Exercise brief
Write the data out again exactly, dropping any images it holds.
::: Given information
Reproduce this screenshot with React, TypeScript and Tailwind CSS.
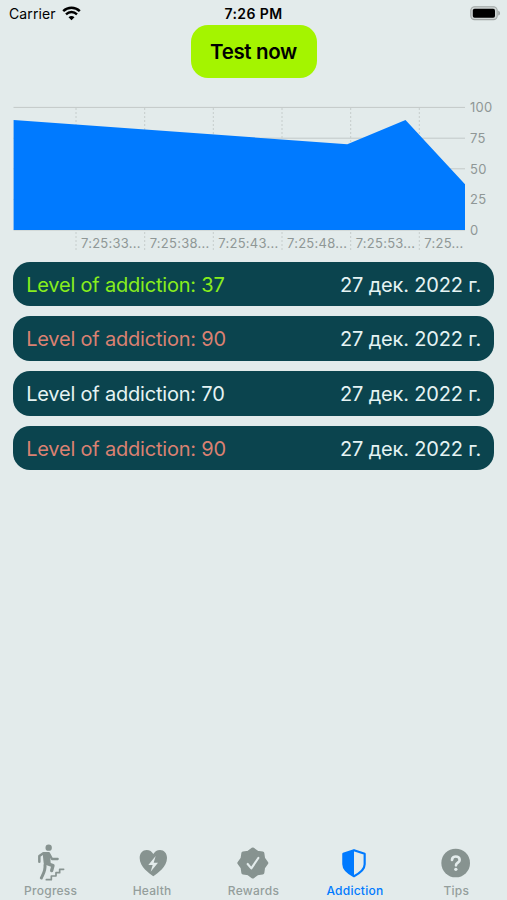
import React from "react";

const ticks = [
  { x: 76, label: "7:25:33..." },
  { x: 144.7, label: "7:25:38..." },
  { x: 213.3, label: "7:25:43..." },
  { x: 282, label: "7:25:48..." },
  { x: 350.7, label: "7:25:53..." },
  { x: 419.3, label: "7:25..." },
];

const levels = [
  { v: 100, y: 107.4 },
  { v: 75, y: 138.2 },
  { v: 50, y: 168.8 },
  { v: 25, y: 199.4 },
  { v: 0, y: 230 },
];

function StatusBar() {
  return (
    <header className="grid h-[25px] grid-cols-3 items-center pt-[2px] text-[14px]">
      <div className="flex items-center gap-[6px] pl-[9px]">
        <span className="tracking-[0.1px]">Carrier</span>
        <svg width="19" height="15" viewBox="0 0 19 15" className="-mt-[1px]" fill="none" stroke="#000">
          <path d="M1.2 5.2C6 .7 13 .7 17.8 5.2" strokeWidth="2.5" />
          <path d="M4 8.3c3.2-3 7.8-3 11 0" strokeWidth="2.4" />
          <path d="M9.5 14.2 6.5 11.2c1.7-1.6 4.3-1.6 6 0z" fill="#000" stroke="none" />
        </svg>
      </div>
      <div className="text-center font-semibold tracking-[0.4px]">7:26 PM</div>
      <div className="flex justify-end pr-[6px]">
        <svg width="31" height="15" viewBox="0 0 31 15">
          <rect x=".8" y=".8" width="26.4" height="12.8" rx="3.8" fill="#cfd5d4" stroke="#a0a6a5" strokeWidth="1.1" />
          <rect x="2.8" y="2.7" width="22.2" height="9" rx="1.8" />
          <path d="M28.2 4.8c2.5.6 2.5 4.2 0 4.8z" fill="#a0a6a5" />
        </svg>
      </div>
    </header>
  );
}

function Chart() {
  return (
    <svg className="mt-[12px] block h-[172px] w-full" viewBox="0 90 507 172">
      {levels.map((l) => (
        <line key={l.v} x1="13.5" x2="465" y1={l.y} y2={l.y} stroke="#c3c9c8" />
      ))}
      {ticks.map((t) => (
        <line key={t.x} x1={t.x} x2={t.x} y1="108" y2="252" stroke="#c6cdcc" strokeDasharray="2 2" />
      ))}
      <path d="M13.6 120 347.3 144.2 405.5 120 465 184.3V230H13.6z" fill="#007aff" />
      <g fill="#8f9796" className="text-[13px]">
        {levels.map((l) => (
          <text key={l.v} x="470" y={l.y + 4.7} className="tracking-[0.3px]">{l.v}</text>
        ))}
        {ticks.map((t) => (
          <text key={t.x} x={t.x + 5} y="247.5" className="tracking-[0.25px]">{t.label}</text>
        ))}
      </g>
    </svg>
  );
}

function Row({ level, color }: { level: number; color: string }) {
  return (
    <div className="flex h-[44.6px] items-center justify-between rounded-[17px] bg-[#0b444e] px-[13px] pt-[1.6px] text-[20px]">
      <span className={"tracking-[-0.2px] " + color}>Level of addiction: {level}</span>
      <span className="tracking-[-0.17px] text-[#e5f3f3]">27 дек. 2022 г.</span>
    </div>
  );
}

function StairsIcon() {
  return (
    <g fill="none" stroke="#879390" strokeLinecap="round" strokeLinejoin="round">
      <circle cx="44" cy="14" r="9.500" fill="#879390" stroke="none" />
      <path d="M30 31h14l2 29H33z" fill="#879390" strokeWidth="8" />
      <path d="M28 31 16 39v17" strokeWidth="7.5" />
      <path d="m46 33 8 15h17" strokeWidth="7" />
      <path d="m38 61 19 7-4 15" strokeWidth="10" />
      <path d="M33 66c2 16-4 24-11 39" strokeWidth="9" />
      <path d="M37 110h15V99h14V89h11V79h12" strokeWidth="5" />
    </g>
  );
}

function HeartIcon() {
  return (
    <>
      <path d="M55 100C43 91 14 72 14 45c0-15 9-24 21-24 9 0 16 5 20 12 4-7 11-12 20-12 12 0 21 9 21 24 0 27-29 46-41 55z" fill="#879390" />
      <path d="M62 39 40 66h13l-6 20 22-27H56z" fill="#e3ebeb" />
    </>
  );
}

function BadgeIcon() {
  return (
    <>
      <path
        d="M50.500 19 63.500 28.600 79.500 31 81.900 47 91.500 60 81.900 73 79.500 89 63.500 91.400 50.500 101 37.500 91.400 21.500 89 19.100 73 9.500 60 19.100 47 21.500 31 37.500 28.600z"
        fill="#879390" stroke="#879390" strokeWidth="11" strokeLinejoin="round"
      />
      <path d="m35 63 11 13 21-31" fill="none" stroke="#e3ebeb" strokeWidth="6.5" strokeLinecap="round" strokeLinejoin="round" />
    </>
  );
}

function ShieldIcon() {
  return (
    <>
      <path d="M48 21.500 80 32.500V64C80 81 65 91 48 99.500 31 91 16 81 16 64V32.500z" fill="none" stroke="#007aff" strokeWidth="6.5" strokeLinejoin="round" />
      <path d="M48 21 16 32v32c0 17 15 27 32 36z" fill="#007aff" />
    </>
  );
}

function HelpIcon() {
  return (
    <>
      <circle cx="50" cy="60" r="43" fill="#879390" />
      <path d="M39 51c0-14 23-14 23 0 0 8-11 8-11 16" fill="none" stroke="#e3ebeb" strokeWidth="8" strokeLinecap="round" />
      <circle cx="50.500" cy="79" r="5" fill="#e3ebeb" />
    </>
  );
}

const tabs = [
  { label: "Progress", icon: <StairsIcon />, active: false },
  { label: "Health", icon: <HeartIcon />, active: false },
  { label: "Rewards", icon: <BadgeIcon />, active: false },
  { label: "Addiction", icon: <ShieldIcon />, active: true },
  { label: "Tips", icon: <HelpIcon />, active: false },
];

export default function App() {
  return (
    <div className="flex h-[900px] w-[507px] flex-col overflow-hidden bg-[#e3ebeb] font-['Inter','Liberation_Sans',sans-serif] text-black">
      <StatusBar />
      <button className="h-[53px] w-[126px] self-center rounded-[17px] bg-[#a4f400] pt-[2px] text-[20.5px] font-semibold tracking-[-0.35px]">
        Test now
      </button>
      <Chart />
      <main className="-mt-[0.4px] flex flex-col gap-[10.1px] pr-[12.8px] pl-[13.2px]">
        <Row level={37} color="text-[#88ee1c]" />
        <Row level={90} color="text-[#da8172]" />
        <Row level={70} color="text-[#e5f3f3]" />
        <Row level={90} color="text-[#da8172]" />
      </main>
      <nav className="mt-auto grid h-[57px] grid-cols-5">
        {tabs.map((t) => (
          <div key={t.label} className="flex flex-col items-center">
            <svg width="34" height="38" viewBox="0 0 102 114">{t.icon}</svg>
            <span className={"mt-[2px] text-[12px] leading-[15px] font-medium tracking-[0.25px] " + (t.active ? "text-[#007aff]" : "text-[#949e9c]")}>
              {t.label}
            </span>
          </div>
        ))}
      </nav>
    </div>
  );
}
::::::
Expected answer
Reproduce this screenshot with React, TypeScript and Tailwind CSS.
import React from "react";

const ticks = [
  { x: 76, label: "7:25:33..." },
  { x: 144.7, label: "7:25:38..." },
  { x: 213.3, label: "7:25:43..." },
  { x: 282, label: "7:25:48..." },
  { x: 350.7, label: "7:25:53..." },
  { x: 419.3, label: "7:25..." },
];

const levels = [
  { v: 100, y: 107.4 },
  { v: 75, y: 138.2 },
  { v: 50, y: 168.8 },
  { v: 25, y: 199.4 },
  { v: 0, y: 230 },
];

function StatusBar() {
  return (
    <header className="grid h-[25px] grid-cols-3 items-center pt-[2px] text-[14px]">
      <div className="flex items-center gap-[6px] pl-[9px]">
        <span className="tracking-[0.1px]">Carrier</span>
        <svg width="19" height="15" viewBox="0 0 19 15" className="-mt-[1px]" fill="none" stroke="#000">
          <path d="M1.2 5.2C6 .7 13 .7 17.8 5.2" strokeWidth="2.5" />
          <path d="M4 8.3c3.2-3 7.8-3 11 0" strokeWidth="2.4" />
          <path d="M9.5 14.2 6.5 11.2c1.7-1.6 4.3-1.6 6 0z" fill="#000" stroke="none" />
        </svg>
      </div>
      <div className="text-center font-semibold tracking-[0.4px]">7:26 PM</div>
      <div className="flex justify-end pr-[6px]">
        <svg width="31" height="15" viewBox="0 0 31 15">
          <rect x=".8" y=".8" width="26.4" height="12.8" rx="3.8" fill="#cfd5d4" stroke="#a0a6a5" strokeWidth="1.1" />
          <rect x="2.8" y="2.7" width="22.2" height="9" rx="1.8" />
          <path d="M28.2 4.8c2.5.6 2.5 4.2 0 4.8z" fill="#a0a6a5" />
        </svg>
      </div>
    </header>
  );
}

function Chart() {
  return (
    <svg className="mt-[12px] block h-[172px] w-full" viewBox="0 90 507 172">
      {levels.map((l) => (
        <line key={l.v} x1="13.5" x2="465" y1={l.y} y2={l.y} stroke="#c3c9c8" />
      ))}
      {ticks.map((t) => (
        <line key={t.x} x1={t.x} x2={t.x} y1="108" y2="252" stroke="#c6cdcc" strokeDasharray="2 2" />
      ))}
      <path d="M13.6 120 347.3 144.2 405.5 120 465 184.3V230H13.6z" fill="#007aff" />
      <g fill="#8f9796" className="text-[13px]">
        {levels.map((l) => (
          <text key={l.v} x="470" y={l.y + 4.7} className="tracking-[0.3px]">{l.v}</text>
        ))}
        {ticks.map((t) => (
          <text key={t.x} x={t.x + 5} y="247.5" className="tracking-[0.25px]">{t.label}</text>
        ))}
      </g>
    </svg>
  );
}

function Row({ level, color }: { level: number; color: string }) {
  return (
    <div className="flex h-[44.6px] items-center justify-between rounded-[17px] bg-[#0b444e] px-[13px] pt-[1.6px] text-[20px]">
      <span className={"tracking-[-0.2px] " + color}>Level of addiction: {level}</span>
      <span className="tracking-[-0.17px] text-[#e5f3f3]">27 дек. 2022 г.</span>
    </div>
  );
}

function StairsIcon() {
  return (
    <g fill="none" stroke="#879390" strokeLinecap="round" strokeLinejoin="round">
      <circle cx="44" cy="14" r="9.500" fill="#879390" stroke="none" />
      <path d="M30 31h14l2 29H33z" fill="#879390" strokeWidth="8" />
      <path d="M28 31 16 39v17" strokeWidth="7.5" />
      <path d="m46 33 8 15h17" strokeWidth="7" />
      <path d="m38 61 19 7-4 15" strokeWidth="10" />
      <path d="M33 66c2 16-4 24-11 39" strokeWidth="9" />
      <path d="M37 110h15V99h14V89h11V79h12" strokeWidth="5" />
    </g>
  );
}

function HeartIcon() {
  return (
    <>
      <path d="M55 100C43 91 14 72 14 45c0-15 9-24 21-24 9 0 16 5 20 12 4-7 11-12 20-12 12 0 21 9 21 24 0 27-29 46-41 55z" fill="#879390" />
      <path d="M62 39 40 66h13l-6 20 22-27H56z" fill="#e3ebeb" />
    </>
  );
}

function BadgeIcon() {
  return (
    <>
      <path
        d="M50.500 19 63.500 28.600 79.500 31 81.900 47 91.500 60 81.900 73 79.500 89 63.500 91.400 50.500 101 37.500 91.400 21.500 89 19.100 73 9.500 60 19.100 47 21.500 31 37.500 28.600z"
        fill="#879390" stroke="#879390" strokeWidth="11" strokeLinejoin="round"
      />
      <path d="m35 63 11 13 21-31" fill="none" stroke="#e3ebeb" strokeWidth="6.5" strokeLinecap="round" strokeLinejoin="round" />
    </>
  );
}

function ShieldIcon() {
  return (
    <>
      <path d="M48 21.500 80 32.500V64C80 81 65 91 48 99.500 31 91 16 81 16 64V32.500z" fill="none" stroke="#007aff" strokeWidth="6.5" strokeLinejoin="round" />
      <path d="M48 21 16 32v32c0 17 15 27 32 36z" fill="#007aff" />
    </>
  );
}

function HelpIcon() {
  return (
    <>
      <circle cx="50" cy="60" r="43" fill="#879390" />
      <path d="M39 51c0-14 23-14 23 0 0 8-11 8-11 16" fill="none" stroke="#e3ebeb" strokeWidth="8" strokeLinecap="round" />
      <circle cx="50.500" cy="79" r="5" fill="#e3ebeb" />
    </>
  );
}

const tabs = [
  { label: "Progress", icon: <StairsIcon />, active: false },
  { label: "Health", icon: <HeartIcon />, active: false },
  { label: "Rewards", icon: <BadgeIcon />, active: false },
  { label: "Addiction", icon: <ShieldIcon />, active: true },
  { label: "Tips", icon: <HelpIcon />, active: false },
];

export default function App() {
  return (
    <div className="flex h-[900px] w-[507px] flex-col overflow-hidden bg-[#e3ebeb] font-['Inter','Liberation_Sans',sans-serif] text-black">
      <StatusBar />
      <button className="h-[53px] w-[126px] self-center rounded-[17px] bg-[#a4f400] pt-[2px] text-[20.5px] font-semibold tracking-[-0.35px]">
        Test now
      </button>
      <Chart />
      <main className="-mt-[0.4px] flex flex-col gap-[10.1px] pr-[12.8px] pl-[13.2px]">
        <Row level={37} color="text-[#88ee1c]" />
        <Row level={90} color="text-[#da8172]" />
        <Row level={70} color="text-[#e5f3f3]" />
        <Row level={90} color="text-[#da8172]" />
      </main>
      <nav className="mt-auto grid h-[57px] grid-cols-5">
        {tabs.map((t) => (
          <div key={t.label} className="flex flex-col items-center">
            <svg width="34" height="38" viewBox="0 0 102 114">{t.icon}</svg>
            <span className={"mt-[2px] text-[12px] leading-[15px] font-medium tracking-[0.25px] " + (t.active ? "text-[#007aff]" : "text-[#949e9c]")}>
              {t.label}
            </span>
          </div>
        ))}
      </nav>
    </div>
  );
}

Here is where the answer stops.